▶ [Prompt] All the data should be repeated exactly. Any image in it is left out.

▶ [Provided material]
··········

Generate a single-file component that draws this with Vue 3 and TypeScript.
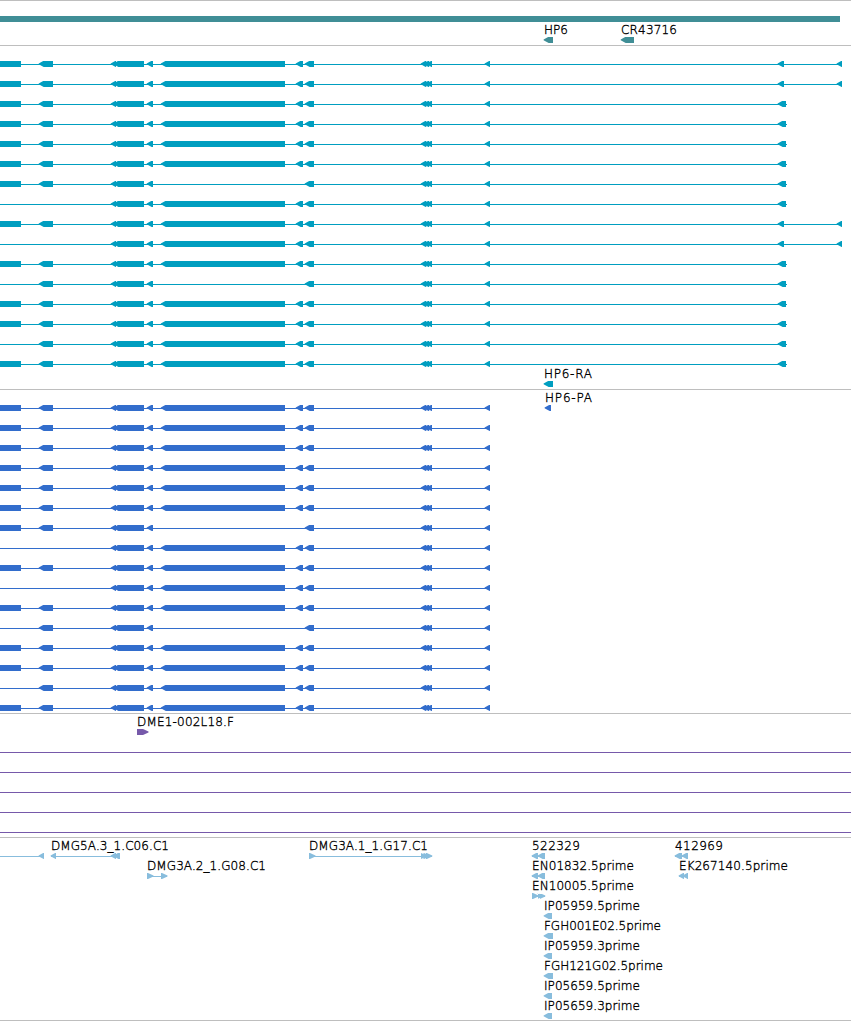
<script setup lang="ts">
type Direction = 'left' | 'right'

interface Block {
  start: number
  end: number
  dir?: Direction
}

interface Feature {
  y: number
  line?: [number, number]
  blocks: Block[]
}

interface Label {
  x: number
  y: number
  text: string
  width: number
}

interface Track {
  id: string
  height: number
  features: Feature[]
  labels: Label[]
}

const left = (start: number, end: number): Block => ({ start, end, dir: 'left' })
const right = (start: number, end: number): Block => ({ start, end, dir: 'right' })

// Outline of an exon; strand direction puts a pointed head on one side.
function outline(block: Block, y: number): string {
  const { start: a, end: b, dir } = block
  const head = Math.min(5, b - a)
  if (dir === 'left') return `M${a} ${y + 2.4}L${a + head - 0.5} ${y}H${b}V${y + 6}H${a + head}L${a} ${y + 3.2}Z`
  if (dir === 'right') return `M${a} ${y}H${b - head - 0.5}L${b} ${y + 2.6}V${y + 3.4}L${b - head - 0.5} ${y + 6}H${a}Z`
  return `M${a} ${y}H${b}V${y + 6}H${a}Z`
}

// Isoforms differ in which exons they keep: s = leading, b = second, e = long exon, p = far promoter.
const isoforms = ['sbep', 'sbep', 'sbe', 'sbe', 'sbe', 'sbe', 'sb', 'e', 'sbep', 'ep', 'sbe', 'b', 'sbe', 'sbe', 'be', 'sbe']

function isoformRows(top: number, coding: boolean): Feature[] {
  return isoforms.map((keys, i) => {
    const blocks: Block[] = []
    if (keys.includes('s')) blocks.push({ start: 0, end: 21 })
    if (keys.includes('b')) blocks.push(left(38.7, 53))
    blocks.push(left(110.7, 116), left(113.4, 144), left(146.7, 153))
    if (keys.includes('e')) blocks.push(left(160.8, 285), left(295.7, 303))
    blocks.push(left(304.7, 314), left(420.7, 426.3), left(423.5, 429.2), left(426.5, 432), left(484.6, 490))
    let end = 490
    if (!coding) {
      if (keys.includes('p')) {
        blocks.push(left(777.6, 784), left(836.6, 842))
        end = 842
      } else {
        blocks.push(left(777.6, 786))
        end = 787
      }
    }
    return { y: top + i * 20, line: [0, end], blocks }
  })
}

const label = (x: number, y: number, text: string, width: number): Label => ({ x, y, text, width })

const tracks: Track[] = [
  {
    id: 'gene',
    height: 45,
    features: [
      { y: 16, blocks: [{ start: 0, end: 840 }] },
      { y: 37, blocks: [left(543.6, 553), left(620.7, 634)] },
    ],
    labels: [label(544, 34, 'HP6', 24), label(621, 34, 'CR43716', 56)],
  },
  {
    id: 'transcript',
    height: 344,
    features: [...isoformRows(16, false), { y: 336, blocks: [left(543.6, 553)] }],
    labels: [label(544, 333, 'HP6-RA', 48)],
  },
  {
    id: 'protein',
    height: 324,
    features: [...isoformRows(16, true), { y: 16, blocks: [left(544.6, 551)] }],
    labels: [label(545, 13, 'HP6-PA', 47)],
  },
  {
    id: 'clone',
    height: 124,
    features: [
      { y: 16, blocks: [right(137, 148.5)] },
      ...[36, 56, 76, 96, 116].map((y): Feature => ({ y, line: [0, 851], blocks: [] })),
    ],
    labels: [label(137, 13, 'DME1-002L18.F', 97)],
  },
  {
    id: 'est',
    height: 183,
    features: [
      { y: 16, line: [0, 44], blocks: [left(38.6, 44)] },
      { y: 16, line: [51, 120], blocks: [left(50.6, 56), left(110.6, 116), left(113.4, 120)] },
      { y: 36, line: [147, 167], blocks: [right(147, 153.5), right(161, 167.5)] },
      { y: 16, line: [309, 432], blocks: [right(309, 315.5), right(421, 426.5), right(423.5, 429.5), right(426, 432.3)] },
      { y: 16, line: [532, 545], blocks: [left(531.6, 538), left(537.6, 545)] },
      { y: 36, line: [532, 545], blocks: [left(531.6, 538), left(537.6, 545)] },
      { y: 56, line: [532, 545], blocks: [right(532, 538.5), right(538, 543), right(540, 545.3)] },
      { y: 16, line: [675, 688], blocks: [left(674.6, 682), left(681.6, 688)] },
      { y: 36, line: [679, 688], blocks: [left(678.6, 684), left(682.6, 688)] },
      ...[552, 553, 552, 553, 552, 552].map((end, i): Feature => ({ y: 76 + i * 20, blocks: [left(543.6, end)] })),
    ],
    labels: [
      label(51, 13, 'DMG5A.3_1.C06.C1', 118),
      label(147, 33, 'DMG3A.2_1.G08.C1', 119),
      label(309, 13, 'DMG3A.1_1.G17.C1', 119),
      label(532, 13, '522329', 48),
      label(532, 33, 'EN01832.5prime', 102),
      label(532, 53, 'EN10005.5prime', 102),
      label(544, 73, 'IP05959.5prime', 96),
      label(544, 93, 'FGH001E02.5prime', 117),
      label(544, 113, 'IP05959.3prime', 96),
      label(544, 133, 'FGH121G02.5prime', 119),
      label(544, 153, 'IP05659.5prime', 96),
      label(544, 173, 'IP05659.3prime', 96),
      label(675, 13, '412969', 48),
      label(679, 33, 'EK267140.5prime', 109),
    ],
  },
]
</script>

<template>
  <main class="browser">
    <section v-for="track in tracks" :key="track.id" class="track" :class="track.id">
      <svg width="851" :height="track.height - 1" :viewBox="`0 1 851 ${track.height - 1}`">
        <g v-for="(feature, i) in track.features" :key="i">
          <rect
            v-if="feature.line"
            :x="feature.line[0]"
            :y="feature.y + 3"
            :width="feature.line[1] - feature.line[0]"
            height="1"
          />
          <path v-for="(block, j) in feature.blocks" :key="j" :d="outline(block, feature.y)" />
        </g>
        <text
          v-for="item in track.labels"
          :key="item.text"
          :x="item.x"
          :y="item.y"
          :textLength="item.width"
        >{{ item.text }}</text>
      </svg>
    </section>
  </main>
</template>

<style>
body {
  margin: 0;
  background: #fff;
}
</style>

<style scoped>
.browser {
  display: flex;
  flex-direction: column;
  width: 851px;
  height: 1021px;
  overflow: hidden;
  box-sizing: border-box;
  border-bottom: 1px solid #bebebe;
}

.track {
  flex: none;
  border-top: 1px solid #bebebe;
}

.track svg {
  display: block;
}

.gene {
  fill: #408e96;
}

.transcript {
  fill: #009ec0;
}

.protein {
  fill: #326dcc;
}

.clone {
  fill: #7659aa;
}

.est {
  fill: #88bddd;
}

text {
  fill: #000;
  font-family: 'DejaVu Sans Light', 'DejaVu Sans', sans-serif;
  font-size: 12px;
  font-weight: 200;
  stroke: #000;
  stroke-width: 0.35px;
}
</style>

··········

▶ [Full response]
Generate a single-file component that draws this with Vue 3 and TypeScript.
<script setup lang="ts">
type Direction = 'left' | 'right'

interface Block {
  start: number
  end: number
  dir?: Direction
}

interface Feature {
  y: number
  line?: [number, number]
  blocks: Block[]
}

interface Label {
  x: number
  y: number
  text: string
  width: number
}

interface Track {
  id: string
  height: number
  features: Feature[]
  labels: Label[]
}

const left = (start: number, end: number): Block => ({ start, end, dir: 'left' })
const right = (start: number, end: number): Block => ({ start, end, dir: 'right' })

// Outline of an exon; strand direction puts a pointed head on one side.
function outline(block: Block, y: number): string {
  const { start: a, end: b, dir } = block
  const head = Math.min(5, b - a)
  if (dir === 'left') return `M${a} ${y + 2.4}L${a + head - 0.5} ${y}H${b}V${y + 6}H${a + head}L${a} ${y + 3.2}Z`
  if (dir === 'right') return `M${a} ${y}H${b - head - 0.5}L${b} ${y + 2.6}V${y + 3.4}L${b - head - 0.5} ${y + 6}H${a}Z`
  return `M${a} ${y}H${b}V${y + 6}H${a}Z`
}

// Isoforms differ in which exons they keep: s = leading, b = second, e = long exon, p = far promoter.
const isoforms = ['sbep', 'sbep', 'sbe', 'sbe', 'sbe', 'sbe', 'sb', 'e', 'sbep', 'ep', 'sbe', 'b', 'sbe', 'sbe', 'be', 'sbe']

function isoformRows(top: number, coding: boolean): Feature[] {
  return isoforms.map((keys, i) => {
    const blocks: Block[] = []
    if (keys.includes('s')) blocks.push({ start: 0, end: 21 })
    if (keys.includes('b')) blocks.push(left(38.7, 53))
    blocks.push(left(110.7, 116), left(113.4, 144), left(146.7, 153))
    if (keys.includes('e')) blocks.push(left(160.8, 285), left(295.7, 303))
    blocks.push(left(304.7, 314), left(420.7, 426.3), left(423.5, 429.2), left(426.5, 432), left(484.6, 490))
    let end = 490
    if (!coding) {
      if (keys.includes('p')) {
        blocks.push(left(777.6, 784), left(836.6, 842))
        end = 842
      } else {
        blocks.push(left(777.6, 786))
        end = 787
      }
    }
    return { y: top + i * 20, line: [0, end], blocks }
  })
}

const label = (x: number, y: number, text: string, width: number): Label => ({ x, y, text, width })

const tracks: Track[] = [
  {
    id: 'gene',
    height: 45,
    features: [
      { y: 16, blocks: [{ start: 0, end: 840 }] },
      { y: 37, blocks: [left(543.6, 553), left(620.7, 634)] },
    ],
    labels: [label(544, 34, 'HP6', 24), label(621, 34, 'CR43716', 56)],
  },
  {
    id: 'transcript',
    height: 344,
    features: [...isoformRows(16, false), { y: 336, blocks: [left(543.6, 553)] }],
    labels: [label(544, 333, 'HP6-RA', 48)],
  },
  {
    id: 'protein',
    height: 324,
    features: [...isoformRows(16, true), { y: 16, blocks: [left(544.6, 551)] }],
    labels: [label(545, 13, 'HP6-PA', 47)],
  },
  {
    id: 'clone',
    height: 124,
    features: [
      { y: 16, blocks: [right(137, 148.5)] },
      ...[36, 56, 76, 96, 116].map((y): Feature => ({ y, line: [0, 851], blocks: [] })),
    ],
    labels: [label(137, 13, 'DME1-002L18.F', 97)],
  },
  {
    id: 'est',
    height: 183,
    features: [
      { y: 16, line: [0, 44], blocks: [left(38.6, 44)] },
      { y: 16, line: [51, 120], blocks: [left(50.6, 56), left(110.6, 116), left(113.4, 120)] },
      { y: 36, line: [147, 167], blocks: [right(147, 153.5), right(161, 167.5)] },
      { y: 16, line: [309, 432], blocks: [right(309, 315.5), right(421, 426.5), right(423.5, 429.5), right(426, 432.3)] },
      { y: 16, line: [532, 545], blocks: [left(531.6, 538), left(537.6, 545)] },
      { y: 36, line: [532, 545], blocks: [left(531.6, 538), left(537.6, 545)] },
      { y: 56, line: [532, 545], blocks: [right(532, 538.5), right(538, 543), right(540, 545.3)] },
      { y: 16, line: [675, 688], blocks: [left(674.6, 682), left(681.6, 688)] },
      { y: 36, line: [679, 688], blocks: [left(678.6, 684), left(682.6, 688)] },
      ...[552, 553, 552, 553, 552, 552].map((end, i): Feature => ({ y: 76 + i * 20, blocks: [left(543.6, end)] })),
    ],
    labels: [
      label(51, 13, 'DMG5A.3_1.C06.C1', 118),
      label(147, 33, 'DMG3A.2_1.G08.C1', 119),
      label(309, 13, 'DMG3A.1_1.G17.C1', 119),
      label(532, 13, '522329', 48),
      label(532, 33, 'EN01832.5prime', 102),
      label(532, 53, 'EN10005.5prime', 102),
      label(544, 73, 'IP05959.5prime', 96),
      label(544, 93, 'FGH001E02.5prime', 117),
      label(544, 113, 'IP05959.3prime', 96),
      label(544, 133, 'FGH121G02.5prime', 119),
      label(544, 153, 'IP05659.5prime', 96),
      label(544, 173, 'IP05659.3prime', 96),
      label(675, 13, '412969', 48),
      label(679, 33, 'EK267140.5prime', 109),
    ],
  },
]
</script>

<template>
  <main class="browser">
    <section v-for="track in tracks" :key="track.id" class="track" :class="track.id">
      <svg width="851" :height="track.height - 1" :viewBox="`0 1 851 ${track.height - 1}`">
        <g v-for="(feature, i) in track.features" :key="i">
          <rect
            v-if="feature.line"
            :x="feature.line[0]"
            :y="feature.y + 3"
            :width="feature.line[1] - feature.line[0]"
            height="1"
          />
          <path v-for="(block, j) in feature.blocks" :key="j" :d="outline(block, feature.y)" />
        </g>
        <text
          v-for="item in track.labels"
          :key="item.text"
          :x="item.x"
          :y="item.y"
          :textLength="item.width"
        >{{ item.text }}</text>
      </svg>
    </section>
  </main>
</template>

<style>
body {
  margin: 0;
  background: #fff;
}
</style>

<style scoped>
.browser {
  display: flex;
  flex-direction: column;
  width: 851px;
  height: 1021px;
  overflow: hidden;
  box-sizing: border-box;
  border-bottom: 1px solid #bebebe;
}

.track {
  flex: none;
  border-top: 1px solid #bebebe;
}

.track svg {
  display: block;
}

.gene {
  fill: #408e96;
}

.transcript {
  fill: #009ec0;
}

.protein {
  fill: #326dcc;
}

.clone {
  fill: #7659aa;
}

.est {
  fill: #88bddd;
}

text {
  fill: #000;
  font-family: 'DejaVu Sans Light', 'DejaVu Sans', sans-serif;
  font-size: 12px;
  font-weight: 200;
  stroke: #000;
  stroke-width: 0.35px;
}
</style>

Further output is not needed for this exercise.